Don’t Have to Be Someone to Please Somebody
Today is my birthday. I’m 36 years old, and my wife asked me this morning at breakfast what my hopes and dreams are for this upcoming year. I didn’t really know what to say.
For most birthdays, I usually have some clearly defined goals for the following year and high expectations for what I would set out to accomplish. You see, I have always been a fairly ambitious person.
I have been ambitious personally and professionally, setting high goals for personal achievement and for professional success. Growing up, I carried my keys around on a chain with the word that pretty much summed up my philosophy…excellence.
Yes, I have always been committed to doing things excellently, and that has usually translated into achievement and success. For this reason, I have usually met my goals and have always reached for my dreams.
However, something has changed for me. It’s not that I don’t have goals or dreams. It’s just that they’ve become fewer and smaller. Up until this past year, I’ve had many things I’ve wanted to pursue personally and have had big visions of reward and recognition professionally.
But, most of that has really subsided. I used to enthusiastically say that I wanted to “blow a hole in history” but now am actually quite content just to scratch it. And, by scratch, I mean that I just want to be faithful to what God has asked me to do.
I’m quite sure that God wants me to be a devoted husband and father, and that He wants me to teach the Bible. I think he may want me to write about it too. But, that’s about it.
I’m not sure God wants me to be the president or a senator, a mega church pastor or national speaker, a Pulitzer prize writer or best selling author. I’m not even sure God wants me to alter history in any way.
I’m just sure that God wants me to have integrity, love my family and serve the church. That being said, I think my goals are now simply to accomplish those things.
When Stephanie asked me what my hopes and dreams are for this year, I told her that I wanted my boys to be healthy, for her to find healing, and for the church to grow deeply. Yes, I’d be happy with those goals.
I’d be quite satisfied if the cyst in my son’s neck would finally heal, if my wife would find peace after her third miscarriage, and if the church would grow deeper in their love for God and each other.
Some would say those are meager goals. But, I think they are rather ideal. Sooner or later, we all learn to let go of our ambition. Not the holy ambition to serve God and make a difference in the world but the self-centered ambition to be something.
Everybody today seems to want to be somebody. They want to be a rock star, an actor, an athlete or an entertainer. They want to be some kind of celebrity and it’s usually not because they just like the craft. No, they like the fame, the money, and the fun that comes with it.
The truth is that we’re foolish if we think that we’re something. And, we’re all so very shortsighted if we believe that striking success in this world makes any difference in eternity.
Solomon told us that fame and success are short-lived and that the world will forget us as soon as we’re gone. So, why should we care what the world thinks of us anyway?

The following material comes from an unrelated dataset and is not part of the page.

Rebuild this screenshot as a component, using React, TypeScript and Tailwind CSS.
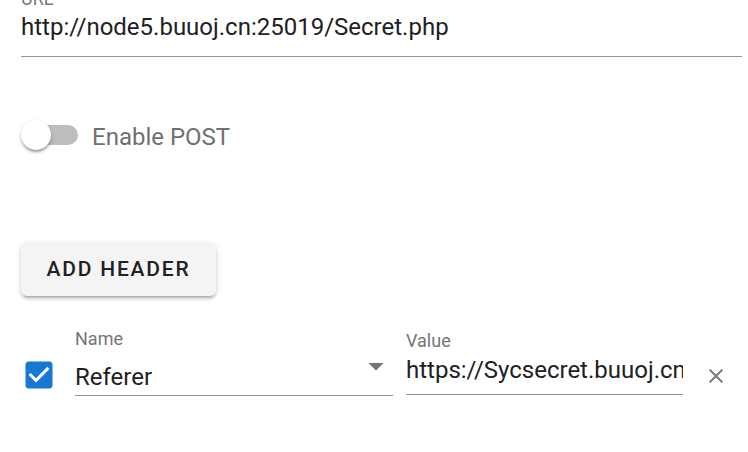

I once heard a missionary say that we’re all a bunch of nobodies just trying to make much of somebody. And, that Somebody, of course, is God. After all, He is the only Somebody.
When people tried to make much of John the Baptist, he deflected their adoration saying that Jesus must increase and that he must decrease. By decrease, he meant that he must become a nobody.
This past year, I have been thinking about that. I’ve been wondering why we say that we have an audience of One but in reality play to everyone else. If we really believed that we have just One to please, then shouldn’t this bear out in our lives?
Pleasing God, and God alone, is something we can do very quietly and discreetly. It’s something that can be accomplished while living completely off the radar screen of this world.
It’s something that can be done without any notable achievement, any renowned victory or any special merit. It can be fulfilled without any title, trophy or talent.
That means we can bring pleasure to God and accomplish everything that He desires of us in this life as nobodies. We don’t need anyone to notice us, to admire us, or to reward us to be enormously successful in God’s economy.
For most of us, this presents a radical recalibration of our view of success. It is an enormous shift away from the self-centered priorities of this world, which tell us that we have to be something or do something to have value.
Instead, it is a significant shift towards the priorities of God, which tell us that we don’t have to do or be anything in this world to bring pleasure to the only Somebody who matters.














Saw this mentioned on FB and read it right away…thank you for saying what we need to be reminded of often…faithfulness before God is what is valuable. It came at the right time for me to really hear it!
May God continue to enable us to be faithful!
Robbie
Thanks for the comment, Robbie! God’s timing is always perfect.